Sunday, March 13, 2011

Pasta Carbonara - A skinny version of the Cheesecake Factory's iteration

1 lb. spaghetti
3 extra-large eggs
1/4 cup chopped flat leaf parsley
1/4 tsp hot red pepper flakes (We used 3/4 tsp and still sprinkled more on our plates)
1/4 tsp salt
2 Tbsp. olive oil
4 oz diced pancetta or thick-cut bacon (we used turkey bacon)
1 Tbsp minced garlic
1/2 tsp ground black pepper
1/3 cup frozen peas, thawed (I used about 1/2 cup)
1/2 freshly grated parmesan cheese

1. In a large pot, cook spaghetti according to package directions, about 8 to 11 minutes. Drain noodles reserving 1 cup pasta water.
2. Meanwhile, whisk together eggs, parsley, pepper flakes, and salt
3. Add oil to a large deep skilet and cook bacon over medium heat, stirring frequently, about 6 minutes or until lightly browned.

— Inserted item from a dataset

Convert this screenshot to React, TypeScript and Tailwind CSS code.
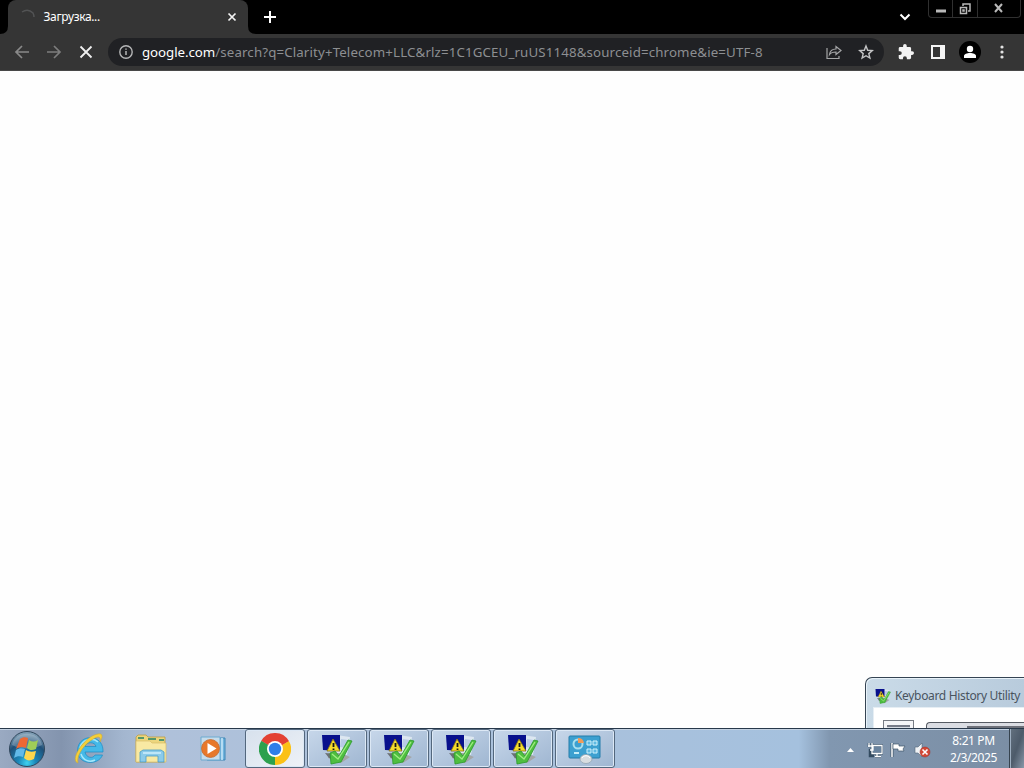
import type { ReactNode } from "react";

const ToolButton = ({ children }: { children: ReactNode }) => (
  <button className="w-8 h-8 flex items-center justify-center">{children}</button>
);

const UtilityIcon = ({ size }: { size: number }) => (
  <svg width={size} height={size} viewBox="0 0 32 32">
    <path d="M15 2l14 2-3 18-13-2z" fill="#dde7f1" />
    <path d="M20 6l7 1-2 8-6-1z" fill="#b9cbe6" />
    <path d="M7 20l12 0 10 4-9 6-13-5z" fill="#a4a6a6" />
    <path d="M4 20l9 1 3 6-8-2z" fill="#6b7074" />
    <path d="M1 2h18v16l-17-1z" fill="#08108c" />
    <path d="M12 6l7 12H6z" fill="#f5dc2c" stroke="#8c7512" strokeWidth="0.8" />
    <path d="M12.500 10v4M12.500 15.500v1.500" stroke="#161616" strokeWidth="1.800" />
    <path d="M9 20l5-2 4 5L27 7l4 1-11 21-10 2z" fill="#4fbe40" stroke="#2a9a2a" strokeWidth="0.8" />
    <path d="M11 21l6 5L28 9" stroke="#a0ee83" strokeWidth="1.300" fill="none" />
  </svg>
);

const StartOrb = () => (
  <svg width="38" height="38" viewBox="0 0 38 38">
    <defs>
      <radialGradient id="orb" cx="50%" cy="90%" r="85%">
        <stop offset="0" stopColor="#3fd2f0" />
        <stop offset="0.3" stopColor="#1b86b8" />
        <stop offset="0.7" stopColor="#1f5078" />
        <stop offset="1" stopColor="#7e9db4" />
      </radialGradient>
    </defs>
    <circle cx="19" cy="19" r="17.500" fill="url(#orb)" stroke="#31475c" />
    <path d="M4 15C7 0 31 0 34 15c-8 4-21 5-30 0z" fill="#ffffff" opacity="0.24" />
    <path d="M12 9c3-2 5-2 8-1l-2 10c-4-2-7-1-10 1z" fill="#ee6834" />
    <path d="M21 10c3 2 6 2 9 0l-2 9c-4 2-7 1-9-1z" fill="#9fce58" />
    <path d="M8 20c3-2 6-2 9-1l-2 8c-3-1-6-1-9 1z" fill="#62b9e8" />
    <path d="M18 20c3 2 6 2 10 1l-2 8c-4 2-7 2-10-1z" fill="#ffd64c" />
  </svg>
);

const ExplorerE = () => (
  <svg width="34" height="34" viewBox="0 0 34 34">
    <path
      d="M31 20H13c1 6 8 7 10 3h7.500c-4 11-25 10-25-4C5.500 1 32 1 31 20zM13 14.500h11c-1-5-10-5-11 0z"
      fill="#45b9e8"
      stroke="#1b8cc4"
      strokeWidth="0.7"
    />
    <path d="M8 16C10 7 21 5 26 10M9 22c2 6 8 9 14 6" stroke="#a6e7fa" strokeWidth="1.500" fill="none" />
    <path d="M6 31C-3 29 12 4 26 2c5-1 5 3 2 8 1-5-1-6-5-4C13 11 4 23 6 31z" fill="#f5cf39" stroke="#cba42c" strokeWidth="0.5" />
  </svg>
);

const FolderIcon = () => (
  <svg width="34" height="30" viewBox="0 0 34 30">
    <path d="M2 3l2-2h8l2 2h17v25H2z" fill="#ecd67d" stroke="#bb9c45" strokeWidth="0.8" />
    <path d="M4 4h6M14 5h8M25 6h5" stroke="#54976b" strokeWidth="2" />
    <path d="M2 7h14l2 2h14v19H2z" fill="#f8e9a3" stroke="#d9bd68" strokeWidth="0.7" />
    <path d="M6 28V18l3-2h18l3 2v10h-6v-6H12v6z" fill="#8bcbe9" stroke="#469bc5" strokeWidth="0.8" />
    <path d="M9 19h18" stroke="#d4f3ff" strokeWidth="1.4" />
  </svg>
);

const MediaIcon = () => (
  <svg width="28" height="26" viewBox="0 0 28 26">
    <path d="M7 2h18v22H7z" fill="#72b4dd" stroke="#3c87b7" />
    <path d="M22 2v22" stroke="#cceafa" strokeWidth="1.5" />
    <path d="M1 1h19v23H1z" fill="#c6dceb" stroke="#6daad0" />
    <circle cx="10.500" cy="12.500" r="9" fill="#e7782b" stroke="#c16428" strokeWidth="0.7" />
    <path d="M7.500 7v11l9-5.500z" fill="#fff" />
  </svg>
);

const ChromeIcon = () => (
  <svg width="32" height="32" viewBox="0 0 32 32">
    <path d="M16 16L2.140 8A16 16 0 0 1 29.860 8z" fill="#e34133" />
    <path d="M16 16L29.860 8A16 16 0 0 1 16 32z" fill="#fbc116" />
    <path d="M16 16V32A16 16 0 0 1 2.140 8z" fill="#2da04e" />
    <path d="M16 8h13.860L16 16z" fill="#e34133" />
    <path d="M22.930 20L16 32V16z" fill="#fbc116" />
    <path d="M9.070 20L2.140 8 16 16z" fill="#2da04e" />
    <circle cx="16" cy="16" r="8" fill="#fff" />
    <circle cx="16" cy="16" r="6.200" fill="#307ee8" />
  </svg>
);

const ControlPanelIcon = () => (
  <svg width="34" height="30" viewBox="0 0 34 30">
    <rect x="1" y="2" width="31" height="22" rx="1" fill="#3ca0d0" stroke="#257da9" />
    <circle cx="10" cy="10" r="4.500" fill="none" stroke="#a8dfef" strokeWidth="2" />
    <path d="M10 9V4a6 6 0 0 1 6 5z" fill="#f19b59" />
    <path d="M19 7h4v4h-4zM25 7h4v4h-4zM19 15h4v4h-4zM25 15h4v4h-4z" fill="#5db9e2" stroke="#d0f1fc" />
    <path d="M6 19h5" stroke="#c5eef8" strokeWidth="2" />
    <ellipse cx="18" cy="25" rx="6" ry="4.500" fill="#d8dde0" stroke="#8c9fac" strokeWidth="0.7" />
    <path d="M14 24c2-3 6-3 8 0" stroke="#fff" fill="none" />
  </svg>
);

const TaskButton = ({ children, active }: { children: ReactNode; active?: boolean }) => (
  <button
    className={`w-[60px] h-[39px] shrink-0 flex items-center justify-center rounded-[3px] border border-[#53677d] shadow-[inset_0_0_0_1px_#dce8f5] ${
      active
        ? "bg-linear-to-br from-[#d7e1ed] to-[#eef2f7]"
        : "bg-linear-to-br from-[#c7d7ea] to-[#9fb6d1]"
    }`}
  >
    {children}
  </button>
);

const TabStrip = () => (
  <div className="h-[34px] bg-black flex text-white">
    <div className="relative ml-2 w-60 h-full bg-[#353535] rounded-t-lg flex items-center pl-3 pr-[10px]">
      <svg className="absolute -left-2 bottom-0" width="8" height="8"><path d="M8 0v8H0q8 0 8-8" fill="#353535" /></svg>
      <svg className="absolute -right-2 bottom-0" width="8" height="8"><path d="M0 0v8h8q-8 0-8-8" fill="#353535" /></svg>
      <svg width="16" height="16" viewBox="0 0 16 16" fill="none">
        <path d="M2 3q6-4 11 1 1 2 1 4" stroke="#525354" strokeWidth="1.500" />
      </svg>
      <span className="ml-[7.500px] text-xs tracking-[-0.35px]">Загрузка...</span>
      <svg className="ml-auto" width="12" height="12" viewBox="0 0 12 12">
        <path d="M2.500 2.500l7 7m0-7l-7 7" stroke="#f3f3f3" strokeWidth="1.700" />
      </svg>
    </div>
    <button className="ml-[14px] w-4 flex items-center justify-center">
      <svg width="14" height="14"><path d="M7 1v12M1 7h12" stroke="#fff" strokeWidth="2" /></svg>
    </button>
    <button className="ml-auto mr-[15px] w-4 flex items-center justify-center">
      <svg width="12" height="12" fill="none"><path d="M1.500 3.500L6 8l4.500-4.500" stroke="#fff" strokeWidth="2" /></svg>
    </button>
    <div className="mr-[3px] w-[93px] h-[18px] border border-t-0 border-[#303030] rounded-b-sm flex text-[#c2c2c2]">
      <button className="w-6 border-r border-[#303030] flex items-center justify-center">
        <svg width="12" height="12"><path d="M1 8h10" stroke="#b9b9b9" strokeWidth="3" /></svg>
      </button>
      <button className="w-[25px] border-r border-[#303030] flex items-center justify-center">
        <svg width="12" height="12" fill="none"><path d="M4 3V1h7v7H9M1.500 4.500h6v6h-6z M4 7h1v1H4z" stroke="#b9b9b9" strokeWidth="1.500" /></svg>
      </button>
      <button className="flex-1 flex items-center justify-center pb-0.5">
        <svg width="12" height="10"><path d="M2 1l7 8M9 1L2 9" stroke="#b9b9b9" strokeWidth="2" /></svg>
      </button>
    </div>
  </div>
);

const Toolbar = () => (
  <div className="h-[37px] bg-[#353535] border-b border-[#484848] flex items-center pl-[6px] pr-[6px]">
    <ToolButton>
      <svg width="16" height="16" fill="none"><path d="M15 8H2M8 2L2 8l6 6" stroke="#898989" strokeWidth="1.700" /></svg>
    </ToolButton>
    <ToolButton>
      <svg width="16" height="16" fill="none"><path d="M1 8h13M8 2l6 6-6 6" stroke="#7d7d7d" strokeWidth="1.700" /></svg>
    </ToolButton>
    <ToolButton>
      <svg width="16" height="16"><path d="M2.500 2.500l11 11m0-11l-11 11" stroke="#f0f0f0" strokeWidth="1.800" /></svg>
    </ToolButton>
    <div className="ml-[6px] w-[776px] h-7 bg-[#202124] rounded-full flex items-center pl-[10px] pr-0.5">
      <svg width="16" height="16" fill="none">
        <circle cx="8" cy="8" r="6.200" stroke="#b5b6b7" strokeWidth="1.400" />
        <path d="M8 7v4M8 4.500v1.300" stroke="#b5b6b7" strokeWidth="1.500" />
      </svg>
      <div className="ml-2 text-[13.300px] leading-5 whitespace-nowrap text-[#8d8f92]">
        <span className="text-white tracking-[-0.060px]">google.com</span>
        <span className="tracking-[0.132px]">/search?q=Clarity+Telecom+LLC&amp;rlz=1C1GCEU_ruUS1148&amp;sourceid=chrome&amp;ie=UTF-8</span>
      </div>
      <div className="ml-auto flex">
        <ToolButton>
          <svg width="16" height="16" fill="none" stroke="#a5a6a7" strokeWidth="1.200">
            <path d="M1 4v10.500h12V12M3.500 10.500c.5-4 3-5.500 6.500-5.500V2.500l5 4-5 4V8c-3 0-5 .5-6.500 2.500z" />
          </svg>
        </ToolButton>
        <ToolButton>
          <svg width="16" height="16" fill="none" stroke="#c4c5c6" strokeWidth="1.400">
            <path d="M8 2l1.700 4.300 4.600.3-3.500 3 1.100 4.500L8 11.700l-3.900 2.400 1.100-4.500-3.500-3 4.600-.3z" />
          </svg>
        </ToolButton>
      </div>
    </div>
    <div className="ml-[6px] flex">
      <ToolButton>
        <svg width="16" height="16" viewBox="1 1 22 22" fill="#f3f3f3">
          <path d="M20.500 11H19V7a2 2 0 0 0-2-2h-4V3.500a2.500 2.500 0 0 0-5 0V5H4a2 2 0 0 0-2 2v3.800h1.500a2.700 2.700 0 0 1 0 5.400H2V20a2 2 0 0 0 2 2h3.800v-1.500a2.700 2.700 0 0 1 5.400 0V22H17a2 2 0 0 0 2-2v-4h1.500a2.500 2.500 0 0 0 0-5z" />
        </svg>
      </ToolButton>
      <ToolButton>
        <svg width="14" height="14"><path d="M0 0h14v14H0z" fill="#f5f5f5" /><path d="M2 2h7v10H2z" fill="#353535" /></svg>
      </ToolButton>
      <ToolButton>
        <svg width="22" height="22" fill="#fff"><circle cx="11" cy="11" r="11" fill="#000" /><circle cx="11" cy="8" r="3.200" /><path d="M5 17v-2c0-4 12-4 12 0v2z" /></svg>
      </ToolButton>
      <ToolButton>
        <svg width="4" height="16" fill="#e3e3e3"><circle cx="2" cy="3" r="1.600" /><circle cx="2" cy="8" r="1.600" /><circle cx="2" cy="13" r="1.600" /></svg>
      </ToolButton>
    </div>
  </div>
);

// sits at the corner, partly behind the taskbar
const UtilityWindow = () => (
  <div className="absolute left-[865px] bottom-0 w-[159px] h-[51px] overflow-hidden rounded-tl-[7px] border-l border-t border-[#354453] bg-linear-to-r from-[#cadbe8] to-[#b8cbdc] shadow-[inset_1px_1px_0_#e8f2f9]">
    <div className="h-[29px] pt-1.5 pl-[9px] flex items-center text-[#49545f]">
      <UtilityIcon size={16} />
      <span className="ml-[4px] text-[12px] tracking-[-0.330px] whitespace-nowrap">Keyboard History Utility</span>
    </div>
    <div className="ml-[7px] h-[21px] bg-white border-l border-t border-[#e6eef4] pt-[12px] pl-[9px] flex">
      <div className="w-[31px] h-5 border border-[#777c84] bg-[#f5f6f8] px-[3px] pt-1">
        <div className="h-3 border-t-2 border-[#777c88] bg-[#d7dce3]" />
      </div>
      <div className="ml-3 mt-0.5 flex-1 h-5 border-l border-t border-[#565b63] rounded-tl bg-[#dbdde3] pl-10 pt-[3px]">
        <div className="h-3 bg-[#6d7079]" />
      </div>
    </div>
  </div>
);

const Tray = () => (
  <div className="ml-auto flex items-center h-full text-white">
    <svg className="mt-0.5" width="7" height="4"><path d="M0 4l3.500-4L7 4z" fill="#fff" /></svg>
    <svg className="ml-[13px] mt-0.5" width="16" height="16" fill="none">
      <path d="M5 3.500h10v8H5zM8 14.500h6M10 12v2M2 1v4m3-4v3M1 4h5v4H3v6h4" stroke="#334b60" strokeWidth="2.500" />
      <path d="M6 4.500h8v6H6z" fill="#69839e" />
      <path d="M5 3.500h10v8H5zM8 14.500h6M10 12v2M2 1v4m3-4v3M1 4h5v4H3" stroke="#fff" strokeWidth="1.300" />
    </svg>
    <svg className="ml-[7px] mt-0.5" width="16" height="16">
      <path d="M2 1v14" stroke="#41566a" strokeWidth="3" />
      <path d="M2 1v14" stroke="#fff" strokeWidth="1.500" />
      <path d="M3 2h6v2h6l-2 3 1 2H8V7H3z" fill="#fff" stroke="#41566a" strokeWidth="0.700" />
    </svg>
    <svg className="ml-[8px] mt-0.5" width="17" height="16">
      <path d="M1 5h3l4-4v14l-4-4H1z" fill="#eff2f5" stroke="#536779" strokeWidth="0.600" />
      <circle cx="11" cy="10" r="5" fill="#d34836" stroke="#a13028" strokeWidth="0.500" />
      <path d="M8.500 7.500l5 5m0-5l-5 5" stroke="#fff" strokeWidth="1.600" />
    </svg>
    <div className="w-[78px] pl-2 pr-px text-center text-[12px] leading-[17px] tracking-[-0.400px] whitespace-nowrap">
      <div>8:21 PM</div>
      <div>2/3/2025</div>
    </div>
    <div className="w-[15px] h-full border-l border-[#36434f] shadow-[inset_1px_0_0_#9daebf] bg-linear-to-br from-[#63717f] via-[#4d5b6a] to-[#8998a9]" />
  </div>
);

const Taskbar = () => (
  <div className="h-10 border-t border-[#27384a] bg-[linear-gradient(90deg,#9aaac2_0,#8394ae_6%,#a3b6cf_12%,#afc1da_16%,#a9c1dc_55%,#a5c1de_78%,#8197b0_81%,#7b8ea4_100%)] shadow-[inset_0_1px_0_#c4d2e2] flex items-center">
    <div className="w-[58px] pl-2 flex"><StartOrb /></div>
    <div className="w-[62px] flex justify-center"><ExplorerE /></div>
    <div className="w-[62px] flex justify-center"><FolderIcon /></div>
    <div className="w-[63px] flex justify-center"><MediaIcon /></div>
    <div className="flex gap-0.5">
      <TaskButton active><ChromeIcon /></TaskButton>
      {[1, 2, 3, 4].map((i) => (
        <TaskButton key={i}><UtilityIcon size={32} /></TaskButton>
      ))}
      <TaskButton><ControlPanelIcon /></TaskButton>
    </div>
    <Tray />
  </div>
);

const App = () => {
  return (
    <div className="w-[1024px] h-[768px] overflow-hidden flex flex-col bg-white font-['Noto_Sans','Open_Sans',sans-serif]">
      <TabStrip />
      <Toolbar />
      <main className="relative flex-1 bg-[#fefefe]">
        <UtilityWindow />
      </main>
      <Taskbar />
    </div>
  );
};

export default App;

Add garlic and black pepper and cook 1 minute more, then reduce heat to medium low.
4. Add pasta, egg mixture, and peas, plus half of the pasta water, to skillet with pancetta. Stir and cook 1 to 2 minutes, adding more pasta water if necessary, until sauce has a creamy consistency. Mix in grated cheese. Serve immediately.